If that makes it sound a bit unappealing, it's honestly not meant to. But if you're the sort of person who likes your food overly sanitised or your cheese not too stinky, then you'll find the unsweetened fruit lambics of Cantillon quite a challenge. There are plenty of others to seek out. I'm very fond of Girardin's old, unblended lambic, which is a little mellower than the Cantillon offerings. Boon make good fruity examples, and are still more accessible. The mass market offerings of Belle-Vue, Timmermans, Mort Subite et al. draw pained looks from the purists, possibly from the migraine-inducing amounts of sweetening in them.

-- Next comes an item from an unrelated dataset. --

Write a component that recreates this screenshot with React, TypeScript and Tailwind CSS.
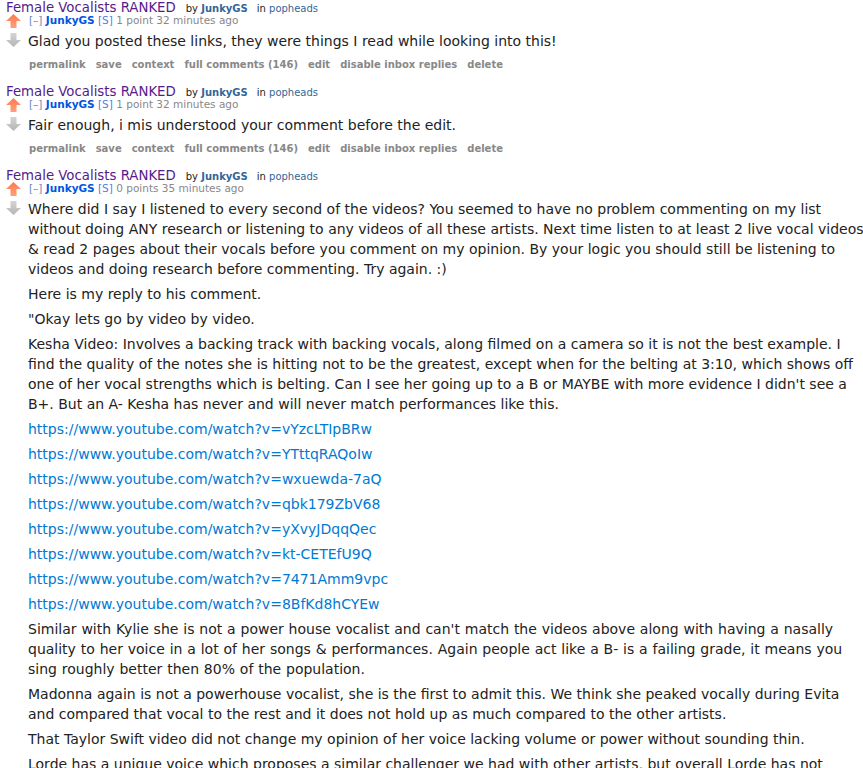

However, even these bastardisations of a classic style serve a purpose; to prick the curiosity of beer novices, and to demonstrate that there is more to beer than fizzy yellow (there's also fizzy pink).
For all their disdain heaped upon them, the sweeter versions of kriek are great with chocolate desserts. Their drier, more mature ancestors are great for rousing an appetite. I know of someone who has professed to enjoy several pints of Cantillon beer before dinner; that's bravado, a sort of heroic barbarism. But in modest quantities, the very pleasurable shock that I display in the video is thoroughly enjoyable. I just feel that I'll never be completely accustomed to them, and that, I think, is what keeps me coming back.
I thought that this would be a good way to celebrate the arrival of spring - some zingy, fruity beer with the sun streaming through the windows. Unfortunately, snow started falling while I was making this video. Oh well, the best laid plans, etc.